§ WHAT THE TASK ASKS: Repeat, exactly and completely, the entries shown underneath.

§ INFORMATION GIVEN:
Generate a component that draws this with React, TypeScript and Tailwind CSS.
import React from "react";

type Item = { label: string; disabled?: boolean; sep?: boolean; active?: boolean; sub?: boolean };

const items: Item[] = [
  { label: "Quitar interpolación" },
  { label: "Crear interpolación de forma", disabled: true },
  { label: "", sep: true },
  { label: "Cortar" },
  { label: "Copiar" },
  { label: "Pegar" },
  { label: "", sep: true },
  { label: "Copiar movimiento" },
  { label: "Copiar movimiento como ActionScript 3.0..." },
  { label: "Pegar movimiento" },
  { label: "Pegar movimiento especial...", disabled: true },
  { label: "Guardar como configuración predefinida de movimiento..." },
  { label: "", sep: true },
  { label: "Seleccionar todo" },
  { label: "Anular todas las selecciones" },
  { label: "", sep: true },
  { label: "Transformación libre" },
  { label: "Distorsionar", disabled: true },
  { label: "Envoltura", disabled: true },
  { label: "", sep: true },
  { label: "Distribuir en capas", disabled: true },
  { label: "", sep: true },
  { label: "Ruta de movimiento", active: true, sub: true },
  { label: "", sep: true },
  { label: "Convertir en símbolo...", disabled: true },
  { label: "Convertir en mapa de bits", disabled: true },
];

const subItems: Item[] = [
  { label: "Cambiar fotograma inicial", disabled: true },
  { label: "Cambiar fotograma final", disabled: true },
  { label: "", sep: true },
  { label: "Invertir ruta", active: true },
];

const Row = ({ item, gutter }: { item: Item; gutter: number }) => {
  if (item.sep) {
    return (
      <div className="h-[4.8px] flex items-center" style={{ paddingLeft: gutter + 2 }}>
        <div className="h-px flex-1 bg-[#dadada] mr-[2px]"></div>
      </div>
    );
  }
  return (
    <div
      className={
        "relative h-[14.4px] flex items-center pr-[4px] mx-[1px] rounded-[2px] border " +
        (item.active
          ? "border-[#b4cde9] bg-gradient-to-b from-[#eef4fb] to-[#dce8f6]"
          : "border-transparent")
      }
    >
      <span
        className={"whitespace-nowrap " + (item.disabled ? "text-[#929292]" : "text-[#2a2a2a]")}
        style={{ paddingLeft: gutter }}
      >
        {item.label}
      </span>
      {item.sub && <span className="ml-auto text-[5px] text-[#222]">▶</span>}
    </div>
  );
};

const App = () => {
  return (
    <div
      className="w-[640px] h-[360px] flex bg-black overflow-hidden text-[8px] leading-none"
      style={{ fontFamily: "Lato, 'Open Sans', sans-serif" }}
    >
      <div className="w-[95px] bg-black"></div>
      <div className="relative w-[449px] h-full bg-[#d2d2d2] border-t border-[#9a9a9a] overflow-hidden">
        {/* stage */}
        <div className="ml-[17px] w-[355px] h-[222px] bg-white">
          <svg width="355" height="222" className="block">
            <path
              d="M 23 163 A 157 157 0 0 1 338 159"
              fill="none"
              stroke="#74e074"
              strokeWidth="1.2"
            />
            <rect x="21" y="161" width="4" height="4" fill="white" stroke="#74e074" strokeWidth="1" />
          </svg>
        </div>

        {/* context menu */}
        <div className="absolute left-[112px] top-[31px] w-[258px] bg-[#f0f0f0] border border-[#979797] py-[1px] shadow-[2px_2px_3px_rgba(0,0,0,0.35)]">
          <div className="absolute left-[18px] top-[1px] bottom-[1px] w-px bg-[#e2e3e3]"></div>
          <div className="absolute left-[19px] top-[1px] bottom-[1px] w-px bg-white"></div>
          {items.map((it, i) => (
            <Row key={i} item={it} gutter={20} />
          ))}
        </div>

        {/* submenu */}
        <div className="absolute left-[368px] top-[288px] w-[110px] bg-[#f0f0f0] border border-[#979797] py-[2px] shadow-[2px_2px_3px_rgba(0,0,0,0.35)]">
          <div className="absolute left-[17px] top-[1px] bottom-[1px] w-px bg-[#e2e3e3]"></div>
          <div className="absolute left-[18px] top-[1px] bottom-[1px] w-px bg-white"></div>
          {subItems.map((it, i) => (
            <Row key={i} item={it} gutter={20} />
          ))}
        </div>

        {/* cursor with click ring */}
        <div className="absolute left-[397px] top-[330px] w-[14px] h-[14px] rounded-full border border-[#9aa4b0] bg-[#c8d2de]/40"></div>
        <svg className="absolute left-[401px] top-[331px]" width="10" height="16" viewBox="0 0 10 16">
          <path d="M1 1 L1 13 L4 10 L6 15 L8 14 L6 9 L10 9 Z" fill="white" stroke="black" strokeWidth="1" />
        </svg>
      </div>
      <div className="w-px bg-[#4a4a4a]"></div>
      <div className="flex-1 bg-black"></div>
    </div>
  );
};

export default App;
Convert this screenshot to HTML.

§ COMPLETED TASK:
Generate a component that draws this with React, TypeScript and Tailwind CSS.
import React from "react";

type Item = { label: string; disabled?: boolean; sep?: boolean; active?: boolean; sub?: boolean };

const items: Item[] = [
  { label: "Quitar interpolación" },
  { label: "Crear interpolación de forma", disabled: true },
  { label: "", sep: true },
  { label: "Cortar" },
  { label: "Copiar" },
  { label: "Pegar" },
  { label: "", sep: true },
  { label: "Copiar movimiento" },
  { label: "Copiar movimiento como ActionScript 3.0..." },
  { label: "Pegar movimiento" },
  { label: "Pegar movimiento especial...", disabled: true },
  { label: "Guardar como configuración predefinida de movimiento..." },
  { label: "", sep: true },
  { label: "Seleccionar todo" },
  { label: "Anular todas las selecciones" },
  { label: "", sep: true },
  { label: "Transformación libre" },
  { label: "Distorsionar", disabled: true },
  { label: "Envoltura", disabled: true },
  { label: "", sep: true },
  { label: "Distribuir en capas", disabled: true },
  { label: "", sep: true },
  { label: "Ruta de movimiento", active: true, sub: true },
  { label: "", sep: true },
  { label: "Convertir en símbolo...", disabled: true },
  { label: "Convertir en mapa de bits", disabled: true },
];

const subItems: Item[] = [
  { label: "Cambiar fotograma inicial", disabled: true },
  { label: "Cambiar fotograma final", disabled: true },
  { label: "", sep: true },
  { label: "Invertir ruta", active: true },
];

const Row = ({ item, gutter }: { item: Item; gutter: number }) => {
  if (item.sep) {
    return (
      <div className="h-[4.8px] flex items-center" style={{ paddingLeft: gutter + 2 }}>
        <div className="h-px flex-1 bg-[#dadada] mr-[2px]"></div>
      </div>
    );
  }
  return (
    <div
      className={
        "relative h-[14.4px] flex items-center pr-[4px] mx-[1px] rounded-[2px] border " +
        (item.active
          ? "border-[#b4cde9] bg-gradient-to-b from-[#eef4fb] to-[#dce8f6]"
          : "border-transparent")
      }
    >
      <span
        className={"whitespace-nowrap " + (item.disabled ? "text-[#929292]" : "text-[#2a2a2a]")}
        style={{ paddingLeft: gutter }}
      >
        {item.label}
      </span>
      {item.sub && <span className="ml-auto text-[5px] text-[#222]">▶</span>}
    </div>
  );
};

const App = () => {
  return (
    <div
      className="w-[640px] h-[360px] flex bg-black overflow-hidden text-[8px] leading-none"
      style={{ fontFamily: "Lato, 'Open Sans', sans-serif" }}
    >
      <div className="w-[95px] bg-black"></div>
      <div className="relative w-[449px] h-full bg-[#d2d2d2] border-t border-[#9a9a9a] overflow-hidden">
        {/* stage */}
        <div className="ml-[17px] w-[355px] h-[222px] bg-white">
          <svg width="355" height="222" className="block">
            <path
              d="M 23 163 A 157 157 0 0 1 338 159"
              fill="none"
              stroke="#74e074"
              strokeWidth="1.2"
            />
            <rect x="21" y="161" width="4" height="4" fill="white" stroke="#74e074" strokeWidth="1" />
          </svg>
        </div>

        {/* context menu */}
        <div className="absolute left-[112px] top-[31px] w-[258px] bg-[#f0f0f0] border border-[#979797] py-[1px] shadow-[2px_2px_3px_rgba(0,0,0,0.35)]">
          <div className="absolute left-[18px] top-[1px] bottom-[1px] w-px bg-[#e2e3e3]"></div>
          <div className="absolute left-[19px] top-[1px] bottom-[1px] w-px bg-white"></div>
          {items.map((it, i) => (
            <Row key={i} item={it} gutter={20} />
          ))}
        </div>

        {/* submenu */}
        <div className="absolute left-[368px] top-[288px] w-[110px] bg-[#f0f0f0] border border-[#979797] py-[2px] shadow-[2px_2px_3px_rgba(0,0,0,0.35)]">
          <div className="absolute left-[17px] top-[1px] bottom-[1px] w-px bg-[#e2e3e3]"></div>
          <div className="absolute left-[18px] top-[1px] bottom-[1px] w-px bg-white"></div>
          {subItems.map((it, i) => (
            <Row key={i} item={it} gutter={20} />
          ))}
        </div>

        {/* cursor with click ring */}
        <div className="absolute left-[397px] top-[330px] w-[14px] h-[14px] rounded-full border border-[#9aa4b0] bg-[#c8d2de]/40"></div>
        <svg className="absolute left-[401px] top-[331px]" width="10" height="16" viewBox="0 0 10 16">
          <path d="M1 1 L1 13 L4 10 L6 15 L8 14 L6 9 L10 9 Z" fill="white" stroke="black" strokeWidth="1" />
        </svg>
      </div>
      <div className="w-px bg-[#4a4a4a]"></div>
      <div className="flex-1 bg-black"></div>
    </div>
  );
};

export default App;
Convert this screenshot to HTML.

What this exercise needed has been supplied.